Parashat Korach - take 2

Parashat Korach - take 2 How to Split a Congregation

Korah had a gripe against Moses and Aaron. Like Moses and Aaron, Korah was a Levite. He resented Moses for appointing Aaron and his sons to the priesthood and making the rest of the Levites their servants. He felt that Moses was abusing his position of leadership and indulging in nepotism by favoring his brother Aaron. Korah insisted that all Levites should enjoy the privileges and rewards of the priesthood, and that the entire assembly of Israel was holy enough to serve in the Tabernacle.

Korah's attitude is common among Protestant believers today who feel that they are accountable only to God. Many believers view ecclesiastical authorities with suspicion and distrust and refuse to submit themselves to congregational leaders.

Korah spread his spirit of dissent among his fellow tribesmen. The 250 men of renown who followed Korah were also from the tribe of Levi. However, Korah was also joined by three unlikely nobles: Dathan, Abiram and On of the tribe of Reuben. Why would the Reubenites join Korah and the Levites? What did the Levitical dispute have to do with them?

Korah and the Reubenites were next-door neighbours. Korah was from the Levitical family of Kohath. According to the arrangements for the tribal encampments, the Kohathites and the Reubenites both encamped on the south side of the Tabernacle (Numbers 2:10; 3:29).

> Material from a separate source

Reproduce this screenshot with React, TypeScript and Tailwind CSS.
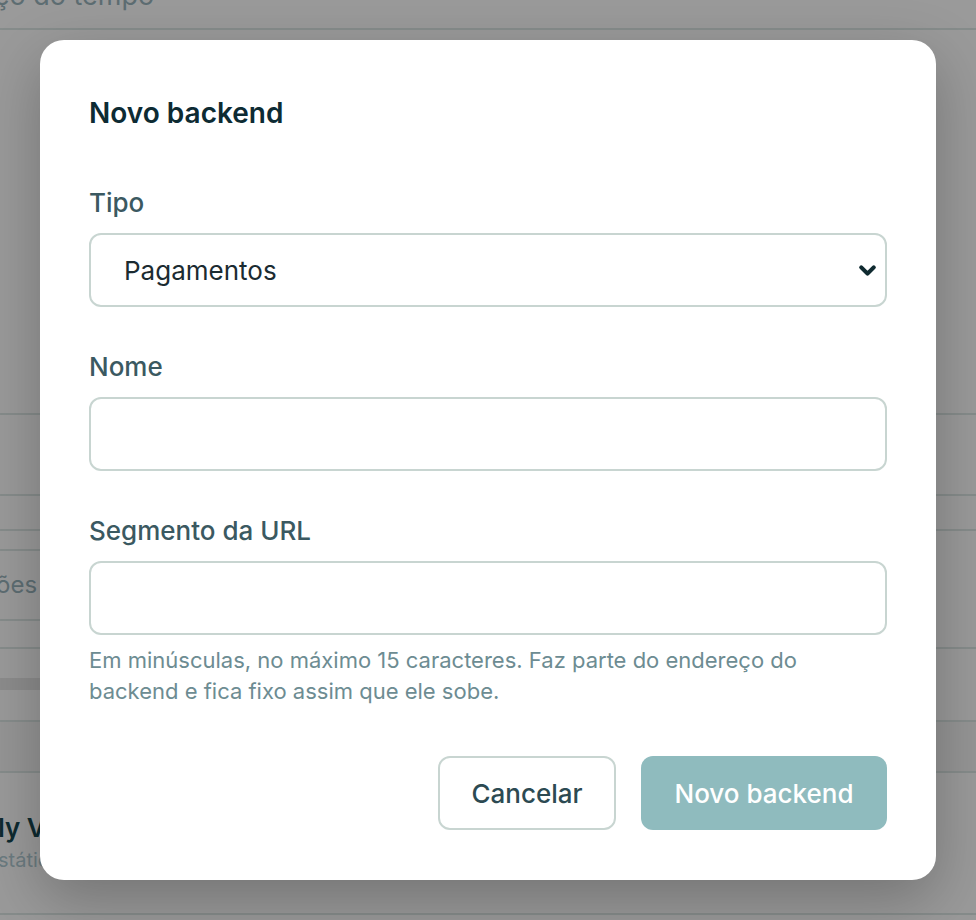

The sages explain that this next-door-neighbour relationship led the Reubenites into participation in the insurrection. Korah's initial grievances against Moses and Aaron had nothing to do with the Reubenites, but through frequent conversation and the subtle manipulation of ideas, Korah was able to draw his neighbours into his plan.

A proverb says, "Woe to the wicked, and woe to his neighbour." This applies to Dathan and Abiram, the neighbours of Korah. Dathan and Abiram were neighbours with a contentious man. That is why they were punished with him and were swept from the world. (Numbers Rabbah17:5)

Contention against leadership is contagious, and contentious people work hard to convince their companions to join their cause. Congregational rebellions often start in small study groups, special project committees, or volunteer crews where a single, discontent laymen can publish his gripe against the leadership and raise sympathizers.

As disciples of Yeshua, we need to be wary not to fall into the trap of sedition. Paul warns us not to even listen to accusations against congregational leaders "except on the basis of two or three witnesses" (1 Timothy 5:19). Peter tells the younger men in congregations to "be subject to your elders" (1 Peter 5:5). The writer of the book of Hebrews says, "Obey your leaders and submit to them, for they keep watch over your souls as those who will give an account. Let them do this with joy and not with grief, for this would be unprofitable for you" (Hebrews 13:17).

Congregational insurrection usually begins with one or two disenfranchised people who have a grievance (real or imagined) against the leadership. They share their grievance with others who will listen. Be careful about granting a listening ear lest you find yourself doing more than just listening.